AM : The series is called The Game of Thrones (Le Trone de Fer).
Yeah.
AM : You win or you die, what is it about ?
I don't know, I haven't seen it. It's a kind of, a sort of medieval fantasy world it is
set in, when they asked me to do this they told me it's like Lord of The Rings with violence,
so I said alright, well don't you hate Lord of the Rings? I mean well Lord of The Rings,
but this is great, everybody gets killed. But I have this month, I've just finished the
second series, I'm not very much in this one but I can say that I've survived to the end
of this one, probably I'm in the next series too, most people get killed but I'm so tough!...

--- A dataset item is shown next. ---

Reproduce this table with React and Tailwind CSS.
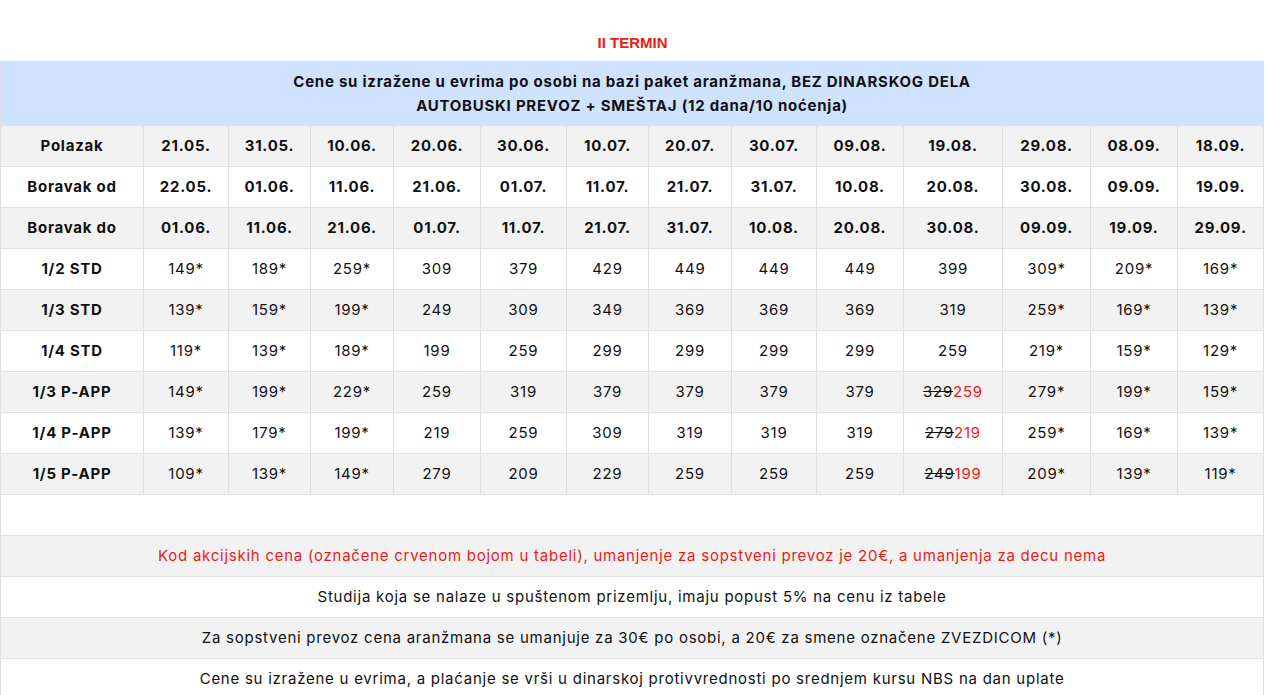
import React from "react";

const widths = [143, 85, 82, 83, 87, 86, 82, 83, 85, 87, 99, 88, 87, 86];

const dateRows = [
  ["Polazak", ["21.05.", "31.05.", "10.06.", "20.06.", "30.06.", "10.07.", "20.07.", "30.07.", "09.08.", "19.08.", "29.08.", "08.09.", "18.09."]],
  ["Boravak od", ["22.05.", "01.06.", "11.06.", "21.06.", "01.07.", "11.07.", "21.07.", "31.07.", "10.08.", "20.08.", "30.08.", "09.09.", "19.09."]],
  ["Boravak do", ["01.06.", "11.06.", "21.06.", "01.07.", "11.07.", "21.07.", "31.07.", "10.08.", "20.08.", "30.08.", "09.09.", "19.09.", "29.09."]],
];

const priceRows = [
  ["1/2 STD", ["149*", "189*", "259*", "309", "379", "429", "449", "449", "449", "399", "309*", "209*", "169*"]],
  ["1/3 STD", ["139*", "159*", "199*", "249", "309", "349", "369", "369", "369", "319", "259*", "169*", "139*"]],
  ["1/4 STD", ["119*", "139*", "189*", "199", "259", "299", "299", "299", "299", "259", "219*", "159*", "129*"]],
  ["1/3 P-APP", ["149*", "199*", "229*", "259", "319", "379", "379", "379", "379", ["329", "259"], "279*", "199*", "159*"]],
  ["1/4 P-APP", ["139*", "179*", "199*", "219", "259", "309", "319", "319", "319", ["279", "219"], "259*", "169*", "139*"]],
  ["1/5 P-APP", ["109*", "139*", "149*", "279", "209", "229", "259", "259", "259", ["249", "199"], "209*", "139*", "119*"]],
];

const notes = [
  ["Kod akcijskih cena (označene crvenom bojom u tabeli), umanjenje za sopstveni prevoz je 20€, a umanjenja za decu nema", true],
  ["Studija koja se nalaze u spuštenom prizemlju, imaju popust 5% na cenu iz tabele", false],
  ["Za sopstveni prevoz cena aranžmana se umanjuje za 30€ po osobi, a 20€ za smene označene ZVEZDICOM (*)", false],
  ["Cene su izražene u evrima, a plaćanje se vrši u dinarskoj protivvrednosti po srednjem kursu NBS na dan uplate", false],
];

const cell = "border border-[#dedee3] text-center align-middle p-0";

function Price({ v }) {
  if (Array.isArray(v)) {
    return (
      <>
        <span className="line-through">{v[0]}</span>
        <span className="text-[#f01818]">{v[1]}</span>
      </>
    );
  }
  return v;
}

export default function App() {
  let stripe = 0;
  const bg = () => (stripe++ % 2 === 0 ? "bg-[#f2f2f2]" : "bg-white");

  return (
    <div className="bg-white min-h-screen pt-[34px] font-['Inter',sans-serif] text-[15px] tracking-[0.75px] text-[#111]">
      <h3 className="text-center font-['Liberation_Sans',Arial,sans-serif] font-bold text-[15px] tracking-normal leading-[18px] text-[#f01818] mb-[9px]">
        II TERMIN
      </h3>
      <table className="table-fixed border-collapse w-[1263px]">
        <colgroup>
          {widths.map((w, i) => (
            <col key={i} style={{ width: w }} />
          ))}
        </colgroup>
        <tbody>
          <tr className="bg-[#cfe2ff]">
            <td colSpan={14} className={`${cell} h-[64px] font-bold leading-[24px] py-[7px]`}>
              Cene su izražene u evrima po osobi na bazi paket aranžmana, BEZ DINARSKOG DELA
              <br />
              AUTOBUSKI PREVOZ + SMEŠTAJ (12 dana/10 noćenja)
            </td>
          </tr>
          {dateRows.map(([label, vals]) => (
            <tr key={label} className={bg()}>
              <td className={`${cell} h-[41px] font-bold`}>{label}</td>
              {vals.map((v, i) => (
                <td key={i} className={`${cell} font-bold`}>
                  {v}
                </td>
              ))}
            </tr>
          ))}
          {priceRows.map(([label, vals]) => (
            <tr key={label} className={bg()}>
              <td className={`${cell} h-[41px] font-bold`}>{label}</td>
              {vals.map((v, i) => (
                <td key={i} className={cell}>
                  <Price v={v} />
                </td>
              ))}
            </tr>
          ))}
          <tr className={bg()}>
            <td colSpan={14} className={`${cell} h-[41px]`}></td>
          </tr>
          {notes.map(([text, red]) => (
            <tr key={text} className={bg()}>
              <td colSpan={14} className={`${cell} h-[41px] ${red ? "text-[#f01818]" : ""}`}>
                {text}
              </td>
            </tr>
          ))}
        </tbody>
      </table>
    </div>
  );
}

I'm going to go early in the new year with my younger son, I'm gonna go to see my grandchild,
my grandson who was born in October, but he lives in Dubai, my son lives in Dubai,
so it's very good because this little boy is called Dylan Johnson and I will be
very happy to see him.
Yes we are still completing that but it's got to be completed in a while.

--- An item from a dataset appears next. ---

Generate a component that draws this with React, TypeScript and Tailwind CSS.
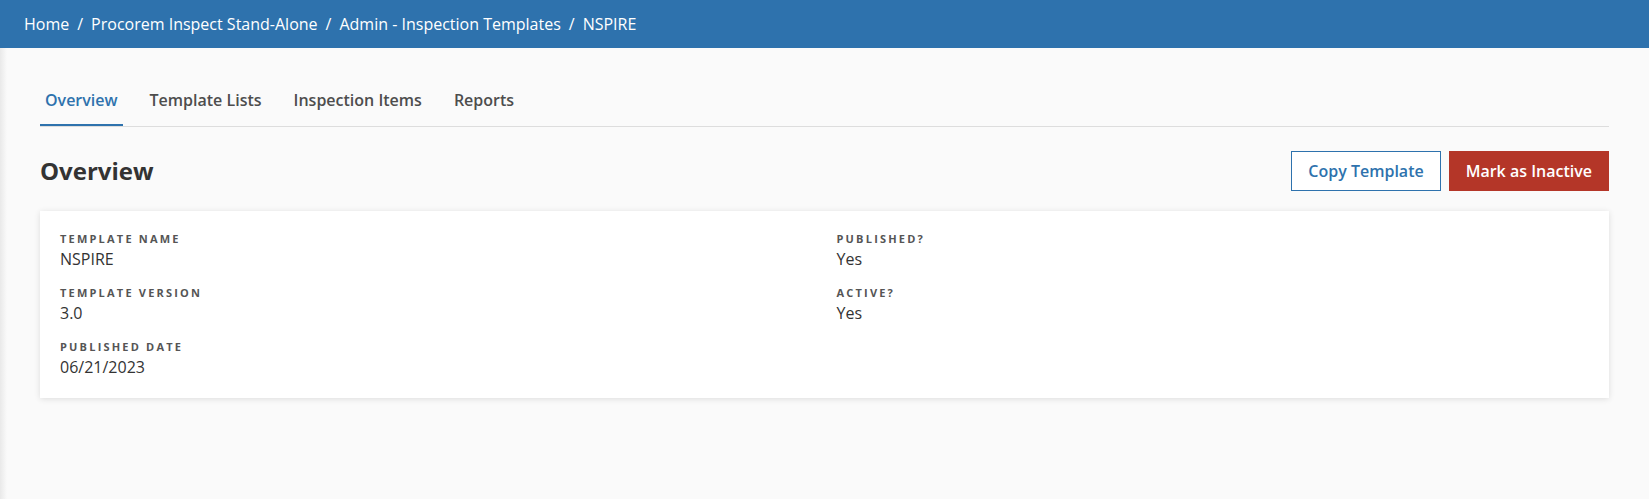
import React from "react";

const CRUMBS = ["Home", "Procorem Inspect Stand-Alone", "Admin - Inspection Templates", "NSPIRE"];
const TABS = ["Overview", "Template Lists", "Inspection Items", "Reports"];

const LEFT_FIELDS = [
  { label: "Template Name", value: "NSPIRE" },
  { label: "Template Version", value: "3.0" },
  { label: "Published Date", value: "06/21/2023" },
];

const RIGHT_FIELDS = [
  { label: "Published?", value: "Yes" },
  { label: "Active?", value: "Yes" },
];

function Field({ label, value }: { label: string; value: string }) {
  return (
    <div>
      <div className="text-[11px] font-bold uppercase leading-4 tracking-[0.2em] text-[#555]">{label}</div>
      <div className="text-base leading-6 text-[#333]">{value}</div>
    </div>
  );
}

export default function App() {
  return (
    <div className="flex h-screen w-full font-['Open_Sans',sans-serif]">
      <div className="flex flex-1 flex-col bg-[#fafafa]">
        <header className="flex h-12 items-center bg-[#2e72ad] px-6 text-base text-white">
          {CRUMBS.map((c, i) => (
            <React.Fragment key={c}>
              {i > 0 && <span className="px-2">/</span>}
              <span>{c}</span>
            </React.Fragment>
          ))}
        </header>

        <main className="flex-1 bg-[linear-gradient(to_right,#e9e9e9,#fafafa_7px)] px-10 pt-10">
          <nav className="flex gap-[22px] border-b border-[#dddddd]">
            {TABS.map((t, i) => (
              <a
                key={t}
                href="#"
                className={
                  i === 0
                    ? "border-b-2 border-[#2e72ad] px-[5px] pb-3 text-base font-semibold leading-6 text-[#2e72ad]"
                    : "border-b-2 border-transparent px-[5px] pb-3 text-base font-semibold leading-6 text-[#4d4d4d]"
                }
              >
                {t}
              </a>
            ))}
          </nav>

          <div className="mt-6 flex items-center justify-between">
            <h1 className="text-2xl font-bold leading-8 text-[#333]">Overview</h1>
            <div className="flex gap-2">
              <button className="border border-[#2e72ad] bg-white px-4 py-[7px] text-base font-semibold leading-6 text-[#2e72ad]">
                Copy Template
              </button>
              <button className="border border-[#b43628] bg-[#b43628] px-4 py-[7px] text-base font-semibold leading-6 text-white">
                Mark as Inactive
              </button>
            </div>
          </div>

          <div className="mt-5 grid grid-cols-2 gap-x-6 bg-white px-5 pb-[19px] pt-5 shadow-[0_1px_6px_rgba(0,0,0,0.12)]">
            <div className="flex flex-col gap-y-[14px]">
              {LEFT_FIELDS.map((f) => (
                <Field key={f.label} {...f} />
              ))}
            </div>
            <div className="flex flex-col gap-y-[14px]">
              {RIGHT_FIELDS.map((f) => (
                <Field key={f.label} {...f} />
              ))}
            </div>
          </div>
        </main>
      </div>
      <div className="w-[3px] bg-white" />
    </div>
  );
}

AM : It's called Looking Back at Me.
Which was a very clever play on words you see, because you have to see the cover to understand it,
it's got this picture of old me looking back at young me and also in the text I'm talking about
my father who I hated and the trouble is that I really take after my father and the older
I get the more I look like him so every time I shave, I see that bastard looking back at me
(laughing) so it's rather clever I thought.

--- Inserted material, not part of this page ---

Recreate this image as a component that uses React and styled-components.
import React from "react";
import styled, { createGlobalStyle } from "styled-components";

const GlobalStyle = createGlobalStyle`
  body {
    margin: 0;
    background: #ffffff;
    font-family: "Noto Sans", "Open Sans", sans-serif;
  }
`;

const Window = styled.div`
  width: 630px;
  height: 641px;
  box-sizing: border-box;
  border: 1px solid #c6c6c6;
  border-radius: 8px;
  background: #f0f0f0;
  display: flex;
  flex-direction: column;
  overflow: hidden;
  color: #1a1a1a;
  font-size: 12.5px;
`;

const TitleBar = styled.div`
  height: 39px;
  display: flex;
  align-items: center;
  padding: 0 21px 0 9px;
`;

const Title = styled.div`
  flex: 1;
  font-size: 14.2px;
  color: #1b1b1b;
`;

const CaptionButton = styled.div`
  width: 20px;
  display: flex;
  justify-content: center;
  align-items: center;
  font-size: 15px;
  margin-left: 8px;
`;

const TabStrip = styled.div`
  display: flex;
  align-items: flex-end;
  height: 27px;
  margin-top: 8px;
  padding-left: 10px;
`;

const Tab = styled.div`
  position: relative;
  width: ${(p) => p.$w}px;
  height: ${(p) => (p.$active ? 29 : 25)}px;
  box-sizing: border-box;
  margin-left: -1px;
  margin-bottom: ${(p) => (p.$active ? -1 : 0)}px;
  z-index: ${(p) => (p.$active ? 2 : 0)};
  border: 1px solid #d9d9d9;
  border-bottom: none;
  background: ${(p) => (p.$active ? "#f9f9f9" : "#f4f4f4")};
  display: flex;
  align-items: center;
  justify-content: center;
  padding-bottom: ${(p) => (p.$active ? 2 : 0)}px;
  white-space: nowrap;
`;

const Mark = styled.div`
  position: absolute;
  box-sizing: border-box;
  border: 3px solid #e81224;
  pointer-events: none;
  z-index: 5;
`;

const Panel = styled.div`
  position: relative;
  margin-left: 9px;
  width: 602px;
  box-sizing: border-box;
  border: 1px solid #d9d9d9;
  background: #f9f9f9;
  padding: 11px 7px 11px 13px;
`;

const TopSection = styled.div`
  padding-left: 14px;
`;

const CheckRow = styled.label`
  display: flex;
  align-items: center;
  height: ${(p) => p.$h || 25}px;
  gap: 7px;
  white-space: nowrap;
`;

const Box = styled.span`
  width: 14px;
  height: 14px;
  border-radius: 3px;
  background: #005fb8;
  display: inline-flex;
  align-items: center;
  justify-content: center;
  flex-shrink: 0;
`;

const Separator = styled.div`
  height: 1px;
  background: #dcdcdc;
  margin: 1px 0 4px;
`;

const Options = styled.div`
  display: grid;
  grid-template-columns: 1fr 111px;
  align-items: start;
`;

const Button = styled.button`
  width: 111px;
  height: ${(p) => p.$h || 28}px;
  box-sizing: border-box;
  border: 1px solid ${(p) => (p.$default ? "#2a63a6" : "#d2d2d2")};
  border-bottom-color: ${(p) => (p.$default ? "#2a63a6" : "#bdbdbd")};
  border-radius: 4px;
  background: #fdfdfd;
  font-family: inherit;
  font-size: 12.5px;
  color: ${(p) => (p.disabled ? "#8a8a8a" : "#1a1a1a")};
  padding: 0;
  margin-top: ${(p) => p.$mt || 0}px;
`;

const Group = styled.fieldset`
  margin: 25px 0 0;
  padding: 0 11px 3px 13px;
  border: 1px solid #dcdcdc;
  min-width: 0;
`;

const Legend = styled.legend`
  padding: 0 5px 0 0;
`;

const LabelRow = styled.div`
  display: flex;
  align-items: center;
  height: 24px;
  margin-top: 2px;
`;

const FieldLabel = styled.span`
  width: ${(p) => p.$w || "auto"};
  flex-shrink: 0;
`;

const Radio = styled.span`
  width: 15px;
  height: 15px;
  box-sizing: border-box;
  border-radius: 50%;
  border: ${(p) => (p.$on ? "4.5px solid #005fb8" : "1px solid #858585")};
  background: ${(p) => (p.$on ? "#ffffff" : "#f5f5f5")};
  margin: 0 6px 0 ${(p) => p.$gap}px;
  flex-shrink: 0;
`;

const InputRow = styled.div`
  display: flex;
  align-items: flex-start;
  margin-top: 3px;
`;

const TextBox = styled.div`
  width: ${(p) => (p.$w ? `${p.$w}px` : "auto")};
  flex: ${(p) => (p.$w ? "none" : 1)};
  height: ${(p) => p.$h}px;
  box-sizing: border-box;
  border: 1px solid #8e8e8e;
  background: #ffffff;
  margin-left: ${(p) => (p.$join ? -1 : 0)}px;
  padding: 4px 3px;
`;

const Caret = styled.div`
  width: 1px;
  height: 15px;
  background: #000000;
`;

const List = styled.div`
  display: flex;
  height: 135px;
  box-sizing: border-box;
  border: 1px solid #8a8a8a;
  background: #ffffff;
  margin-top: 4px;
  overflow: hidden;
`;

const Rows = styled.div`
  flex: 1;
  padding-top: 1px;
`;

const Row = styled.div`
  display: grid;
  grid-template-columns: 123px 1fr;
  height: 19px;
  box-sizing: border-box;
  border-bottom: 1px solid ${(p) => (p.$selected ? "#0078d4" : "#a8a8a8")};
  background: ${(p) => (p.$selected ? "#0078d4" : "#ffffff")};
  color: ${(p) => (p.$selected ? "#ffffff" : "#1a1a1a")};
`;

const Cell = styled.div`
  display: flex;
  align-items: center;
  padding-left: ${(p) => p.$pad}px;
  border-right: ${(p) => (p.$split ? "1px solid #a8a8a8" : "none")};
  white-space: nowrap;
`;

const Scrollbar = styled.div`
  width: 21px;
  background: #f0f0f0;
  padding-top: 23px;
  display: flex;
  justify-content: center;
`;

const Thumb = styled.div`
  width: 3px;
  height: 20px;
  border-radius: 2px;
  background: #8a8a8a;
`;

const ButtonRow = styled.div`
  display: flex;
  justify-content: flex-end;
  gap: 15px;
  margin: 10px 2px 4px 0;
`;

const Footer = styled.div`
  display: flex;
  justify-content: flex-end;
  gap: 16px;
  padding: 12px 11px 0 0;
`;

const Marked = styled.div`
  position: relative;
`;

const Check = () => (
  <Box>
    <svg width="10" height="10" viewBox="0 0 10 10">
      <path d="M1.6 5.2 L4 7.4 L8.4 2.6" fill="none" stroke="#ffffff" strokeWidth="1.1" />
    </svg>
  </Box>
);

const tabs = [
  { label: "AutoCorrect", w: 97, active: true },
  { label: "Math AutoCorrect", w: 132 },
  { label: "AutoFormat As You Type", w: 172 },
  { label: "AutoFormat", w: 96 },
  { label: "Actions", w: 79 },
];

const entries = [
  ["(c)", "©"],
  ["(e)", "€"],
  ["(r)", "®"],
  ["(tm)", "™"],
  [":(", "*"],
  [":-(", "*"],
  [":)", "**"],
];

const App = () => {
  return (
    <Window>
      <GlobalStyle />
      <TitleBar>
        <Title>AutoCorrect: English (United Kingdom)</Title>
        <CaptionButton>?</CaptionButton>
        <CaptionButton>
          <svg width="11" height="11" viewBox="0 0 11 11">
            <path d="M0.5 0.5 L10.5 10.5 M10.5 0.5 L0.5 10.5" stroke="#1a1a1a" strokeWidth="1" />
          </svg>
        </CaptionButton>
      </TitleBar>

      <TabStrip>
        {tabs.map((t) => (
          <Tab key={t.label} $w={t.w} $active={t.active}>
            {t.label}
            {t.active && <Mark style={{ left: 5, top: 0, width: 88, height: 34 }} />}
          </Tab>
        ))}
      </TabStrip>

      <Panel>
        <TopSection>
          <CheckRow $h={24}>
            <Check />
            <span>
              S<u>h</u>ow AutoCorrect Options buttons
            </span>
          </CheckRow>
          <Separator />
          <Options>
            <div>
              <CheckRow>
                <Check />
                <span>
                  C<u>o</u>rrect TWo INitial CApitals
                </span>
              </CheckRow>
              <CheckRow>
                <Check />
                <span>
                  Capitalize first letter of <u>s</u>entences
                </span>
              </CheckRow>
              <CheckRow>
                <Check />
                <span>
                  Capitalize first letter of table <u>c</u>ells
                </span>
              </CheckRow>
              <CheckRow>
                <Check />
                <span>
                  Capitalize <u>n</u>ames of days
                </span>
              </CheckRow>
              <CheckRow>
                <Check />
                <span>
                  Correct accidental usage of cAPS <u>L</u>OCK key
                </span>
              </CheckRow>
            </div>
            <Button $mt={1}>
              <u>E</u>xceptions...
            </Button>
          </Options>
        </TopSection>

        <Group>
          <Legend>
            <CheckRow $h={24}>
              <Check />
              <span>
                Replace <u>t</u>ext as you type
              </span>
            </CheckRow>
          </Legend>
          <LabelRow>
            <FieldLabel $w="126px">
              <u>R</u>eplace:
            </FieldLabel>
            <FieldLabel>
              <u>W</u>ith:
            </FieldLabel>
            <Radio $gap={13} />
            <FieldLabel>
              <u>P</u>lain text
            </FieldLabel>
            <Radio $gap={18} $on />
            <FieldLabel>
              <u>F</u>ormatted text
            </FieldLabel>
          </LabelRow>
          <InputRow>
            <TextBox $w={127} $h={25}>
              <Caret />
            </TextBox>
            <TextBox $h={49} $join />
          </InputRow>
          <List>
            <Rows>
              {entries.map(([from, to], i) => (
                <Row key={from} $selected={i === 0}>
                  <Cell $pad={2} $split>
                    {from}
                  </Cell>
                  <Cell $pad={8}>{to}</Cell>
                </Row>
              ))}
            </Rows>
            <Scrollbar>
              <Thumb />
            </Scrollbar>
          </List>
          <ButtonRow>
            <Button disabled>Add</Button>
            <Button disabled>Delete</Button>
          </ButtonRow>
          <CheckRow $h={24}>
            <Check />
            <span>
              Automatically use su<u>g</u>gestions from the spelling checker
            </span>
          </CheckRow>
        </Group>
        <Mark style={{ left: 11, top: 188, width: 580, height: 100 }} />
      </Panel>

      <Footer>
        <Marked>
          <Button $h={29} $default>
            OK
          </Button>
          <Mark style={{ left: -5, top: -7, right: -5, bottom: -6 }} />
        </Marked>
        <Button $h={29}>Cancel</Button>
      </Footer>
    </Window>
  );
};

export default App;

AM : It's written in association with Zoe Howe, who is the wife of Dylan, so we keep it in the family.
AM : And you are also going to do a UK tour, with special guests, Virgil and the Accelerators.
You know more than me now!...Most people do.
AM : Do you know the guys ?
Do we know them, do we ? (Dylan says : Not really).
We've been recommended. No doubt that we should be great friends.
AM : And maybe a new Wilko Johnson studio album in the pipeline.
Yeah.
AM : Thank you very much for your time Wilko.
You're welcome.
We wish you a great gig tonight and all the best for the future. Merci beaucoup.